VTTI is a privately owned terminal that ties into the Kenya Pipeline Company pipeline network in Mombasa and gives access to the Ugandan market and other landlocked countries further west. A bond fee is a bank guarantee that an oil company importing fuel for the transit market (usually duty-free fuel) uses to secure duties and taxes payable to the relevant revenue authority should goods be disposed of locally. The bond can be used to offset taxes in case the company decides to dump the fuel locally and help KRA avert losing billions of shillings in taxes and levies.

Sources privy to the matter say that the Ministry of Energy in Kenya wrote to the Kenya Revenue Authority (KRA) to increase the fee —a change that is expected to be passed on to consumers in Uganda.
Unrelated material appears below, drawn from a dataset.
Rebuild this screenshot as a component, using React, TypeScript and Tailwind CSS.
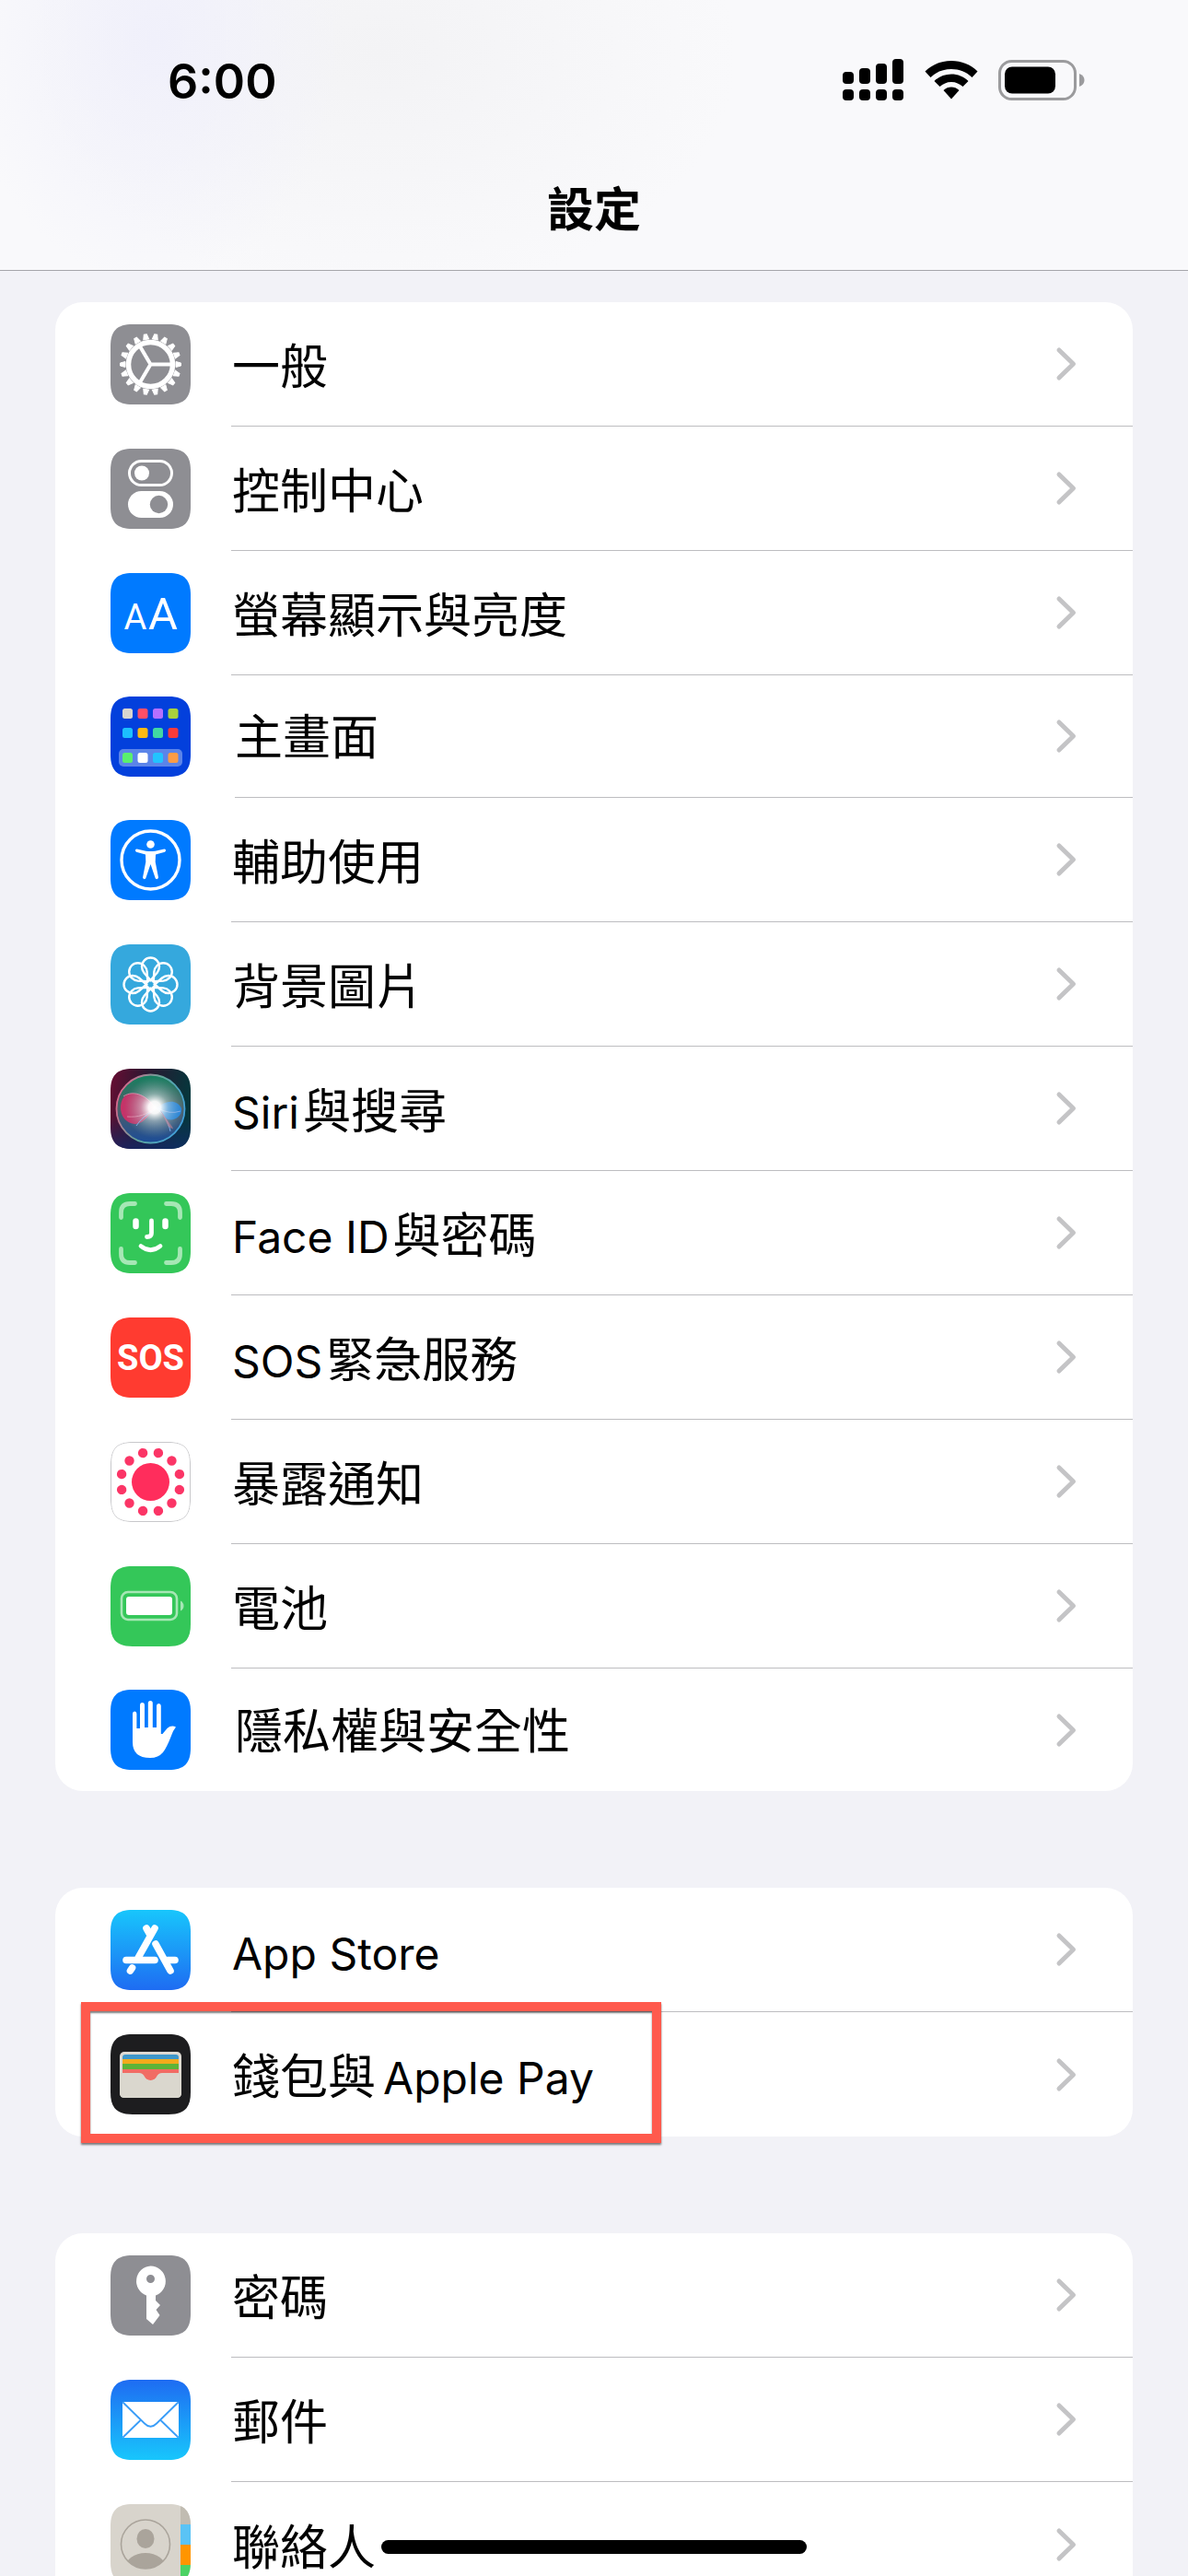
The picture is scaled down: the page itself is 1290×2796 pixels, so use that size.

Banks issuing the bonds are likely to take time to increase the amounts to reflect the new bond fees, leading to more time demurrage charges before the cargo is cleared by KRA. The higher demurrage charges will be passed to consumers in Kampala.

Mrs Nankabirwa said, “They (Kenya) have increased the bond fee at Vitol terminal where we are offloading our products and when you increase the bond fee by the tune of 40 million dollars, that means you are pushing Unoc (Uganda National Oil Company) to also increase and Ugandans are not likely to see reduced pump prices.” CS Chirchir had not responded to the claims by his Uganda counterpart by press time.

Uganda and Kenya have the joint costliest fuel in the East African region at $1.46 per litre of super. A litre of diesel is going for $1.37 in Kampala compared to $1.33 in Kenya. Kampala had hinged on the direct importation of fuel to lower pump prices, months after President Yoweri Museveni blamed the costly fuel on middlemen in the Kenyan fuel importation structure.